Costs are reasonable. The expense ratio runs around 0.37 per cent, a touch higher than a true cap-weighted total-international-stock index but far lower than an actively managed international fund. The small premium reflects the cost of maintaining the proprietary quality screens and index methodology. Liquidity is solid; QINT trades in good volume and owns widely held names, so the underlying stocks are liquid even when individual positions are large.

The diversification is genuine. With 1,000-plus holdings spread across developed and emerging markets, no single company dominates. Currency diversification, geography diversification, and sector diversification all spread risk. But the quality tilt concentrates the fund toward large, profitable, established businesses, meaning it is less diversified than a cap-weighted total-international index, which includes smaller and riskier names.

The risk profile reflects the quality bias. QINT will lag in value-driven markets and in upswings of emerging economies where cheaper, less profitable companies outperform. It will lead when investors prize stability, dividends, and low-leverage businesses. The international exposure means geopolitical risk, currency volatility, and the unpredictability of foreign economies all matter.

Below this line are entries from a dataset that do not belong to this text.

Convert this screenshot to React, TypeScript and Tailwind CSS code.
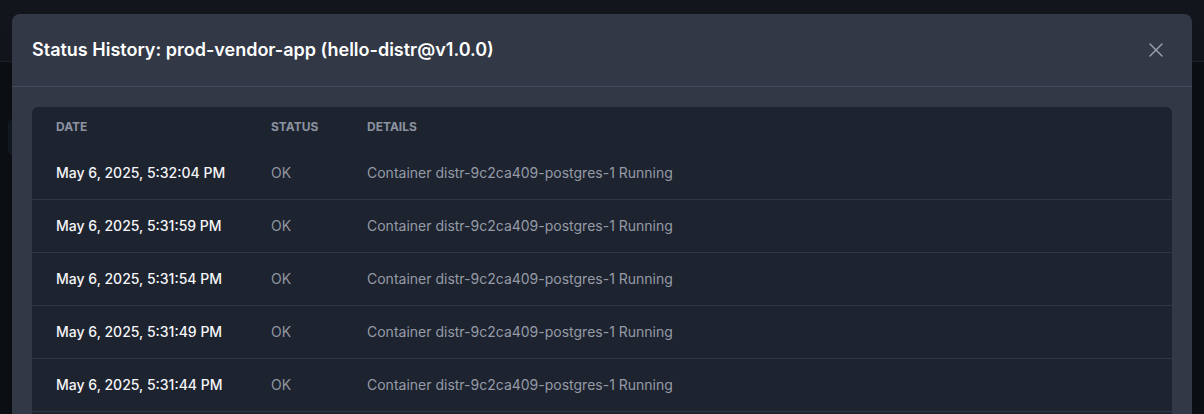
import { X } from 'lucide-react';

const rows = [
  'May 6, 2025, 5:32:04 PM',
  'May 6, 2025, 5:31:59 PM',
  'May 6, 2025, 5:31:54 PM',
  'May 6, 2025, 5:31:49 PM',
  'May 6, 2025, 5:31:44 PM',
];

export default function App() {
  return (
    <div className="relative h-[414px] w-full overflow-hidden bg-[#10131a] font-['Inter','Liberation_Sans',sans-serif]">
      {/* page behind the dialog */}
      <div className="h-[62px] border-b border-[#262b35] bg-[#171b24]" />
      <div className="flex px-2 pt-14">
        <div className="h-[38px] w-[120px] rounded-md bg-[#1a1e27]" />
      </div>
      <div className="absolute inset-0 bg-black/20" />

      {/* dialog */}
      <div className="absolute left-3 right-3 top-[14px] h-[440px] rounded-t-lg bg-[#323845] shadow-xl">
        <div className="flex items-center justify-between border-b border-[#434a59] px-5 py-[22px]">
          <h2 className="text-lg font-semibold leading-7 text-white">
            Status History: prod-vendor-app (hello-distr@v1.0.0)
          </h2>
          <button className="mr-1 text-[#9aa1ad]">
            <X size={24} strokeWidth={1.4} />
          </button>
        </div>

        <div className="p-5">
          <div className="min-h-[330px] overflow-hidden rounded-md bg-[#1e2330]">
            <table className="w-full table-fixed text-left">
              <colgroup>
                <col className="w-[215px]" />
                <col className="w-[96px]" />
                <col />
              </colgroup>
              <thead>
                <tr className="text-xs font-bold uppercase leading-4 text-[#8c93a0]">
                  <th className="px-6 py-3 font-bold">Date</th>
                  <th className="px-6 py-3 font-bold">Status</th>
                  <th className="px-6 py-3 font-bold">Details</th>
                </tr>
              </thead>
              <tbody className="text-sm leading-5">
                {rows.map((d) => (
                  <tr key={d} className="border-b border-[#2f3543]">
                    <td className="whitespace-nowrap px-6 py-4 font-medium text-[#f5f6f8]">{d}</td>
                    <td className="px-6 py-4 text-[#8f95a0]">OK</td>
                    <td className="px-6 py-4 text-[#959ba6]">Container distr-9c2ca409-postgres-1 Running</td>
                  </tr>
                ))}
              </tbody>
            </table>
          </div>
        </div>
      </div>
    </div>
  );
}
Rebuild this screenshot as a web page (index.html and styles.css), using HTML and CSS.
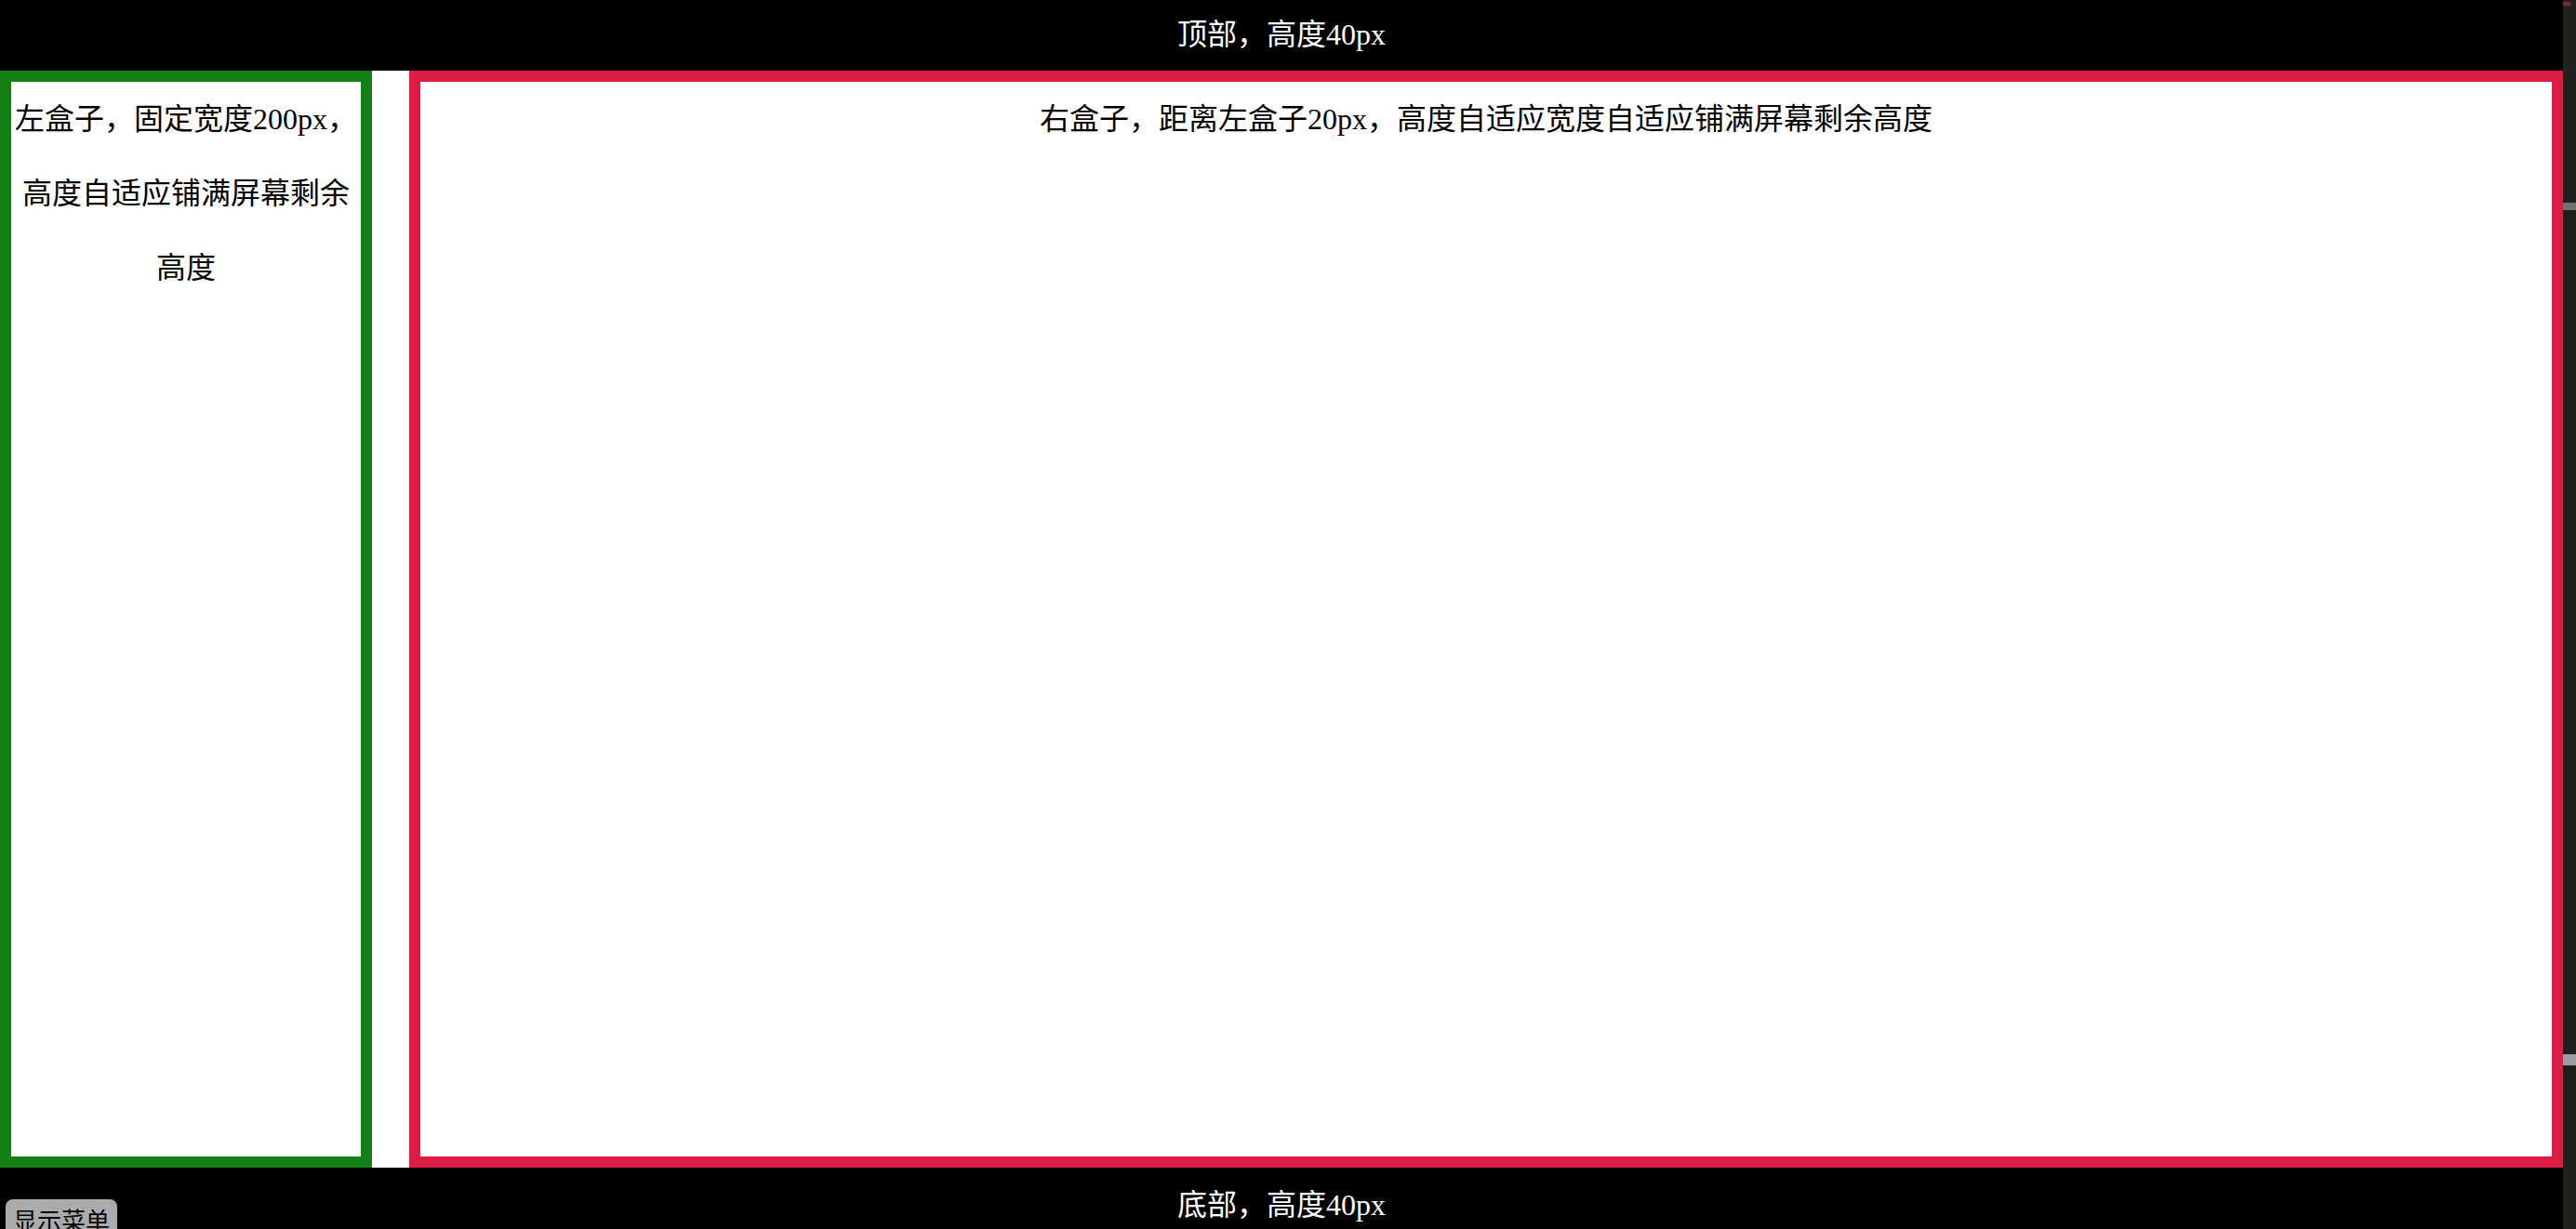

A strong dollar hurts returns; a weak dollar boosts them. A recession in Europe or Asia hits QINT harder than a US recession would.

QINT is suited for an investor seeking global diversification beyond America, comfortable with currency exposure, and willing to accept that a quality-tilted approach will sometimes lag the market. It works as a complement to US equity exposure in a broadly diversified portfolio. For those seeking pure-cap-weighted international exposure, a cheaper broad index is better. For those wanting American Century’s active insights expressed as a systematic, low-cost vehicle: QINT delivers that. Track the quality metrics in the prospectus, monitor how the factor performs in different market regimes, and decide whether the quality tilt aligns with your market view.